The one missing is the Perth tunnel under the city that would be an interesting comparison as its similar in length and twin tunnels under all buildings with underground stations. Its was built about 10 years ago. Cheers
Taking the Sunset Rd. / Constellation Hill on the Northern motorway as an example; How long would it take take to pay off the extra costs of a tunnel through fuel savings compared with the existing set up? Do the economics change for EVs with their regenerative baking? Tunnel would also mean more rateable land.
+1 interesting thought game. Saved time and fuel over that hill would be huge and could build apts over the top.
When the Busway is converted to rail what would be the case for tunnels vs the three hills en route to Silverdale?
I somehow feel that this is an appropriate place to insert word of a high-speed tunnel system popular with the black-ops workers of the USA, and reported 14,000 mph cross-USA tunnels. A right riveting read for those who enjoy conspiracy theories (or perhaps Trumpians). Sorry, couldn’t resist:
http://www.reptoids.com/Vault/AllNewArticles/Tunnelsandshuttles.htm
Great link. That’s wonderfully bonkers.
Not forgetting the trans-USA Alameda-Weehawken Burrito Tunnel:
http://idlewords.com/2007/04/the_alameda_weehawken_burrito_tunnel.htm
Well that one had me thoroughly dumbfounded. Amazed that I had never heard of it before. Very tempted to order one for myself, but I don’t think they serve to Brooklyn (Wellington), just to Brooklyn (New York). Pity really – I quite fancy a burrito…

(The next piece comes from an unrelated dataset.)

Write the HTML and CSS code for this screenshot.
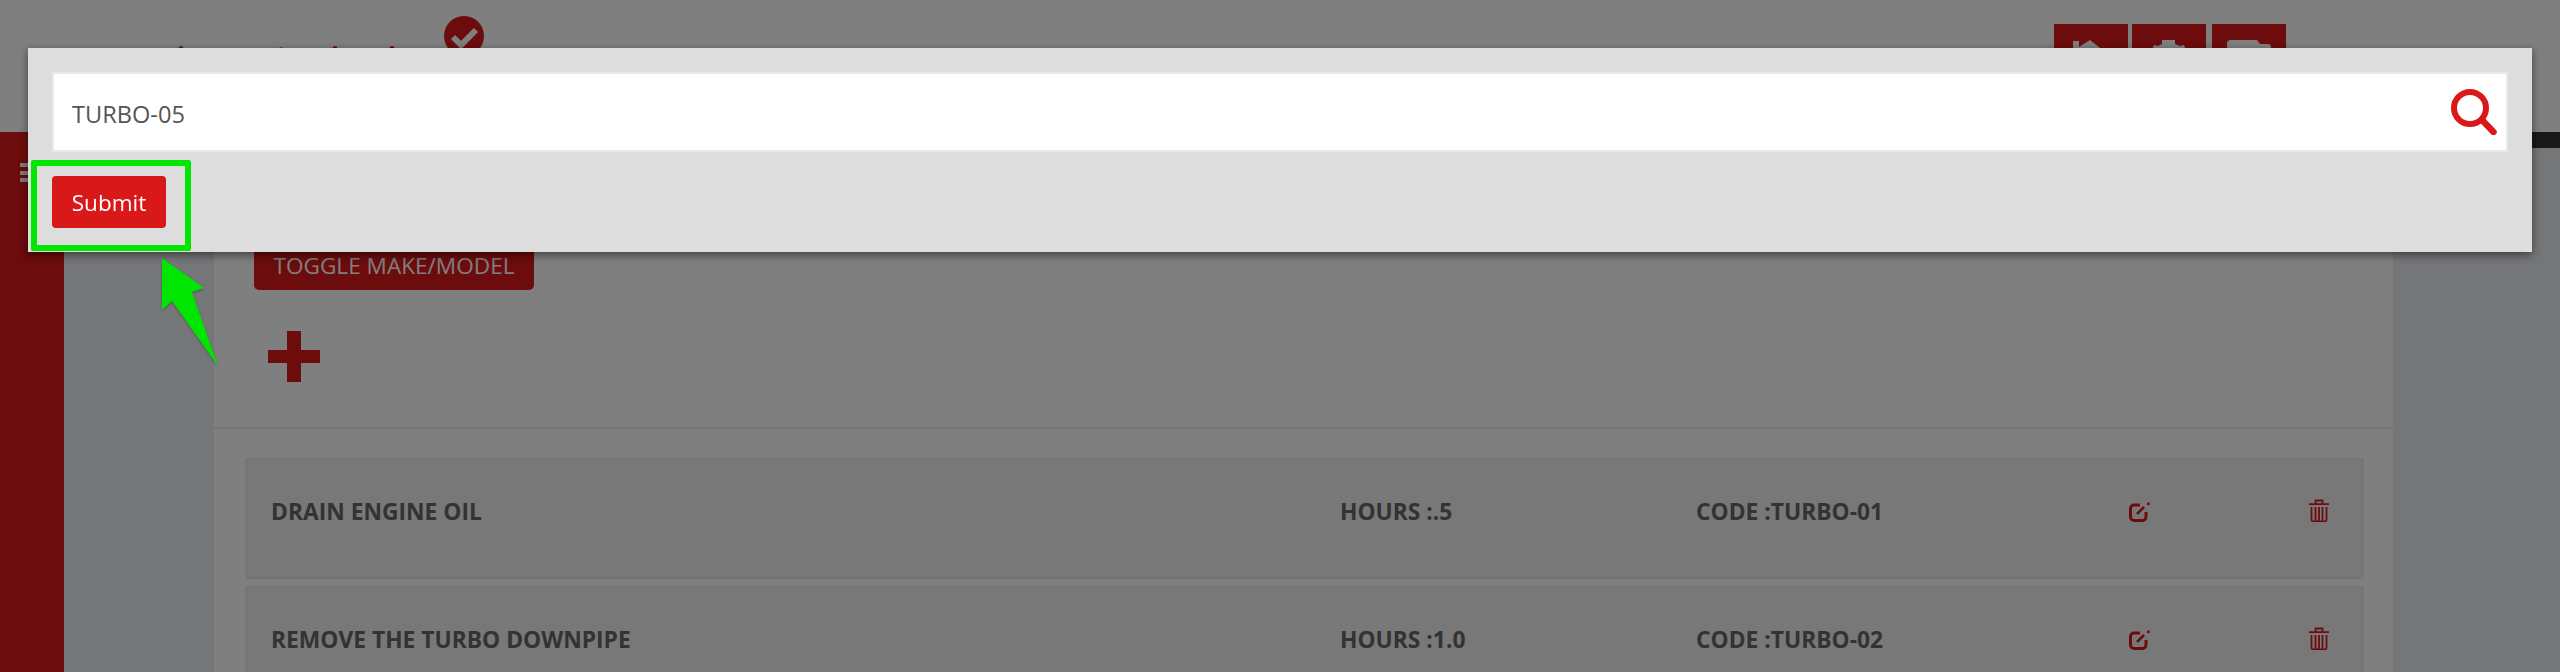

What really surprised me in the graph, was the cost of the Sha Tin station in HK… The tunnels were already in place, what they did was dig down and build station infrastructure. That’s not to belittle the task – They took up a massive block of land to build the station, which considering the price of land in HK was most likely the main contributor to cost.
This also raises another question – What is the total land purchase component of the CRL build?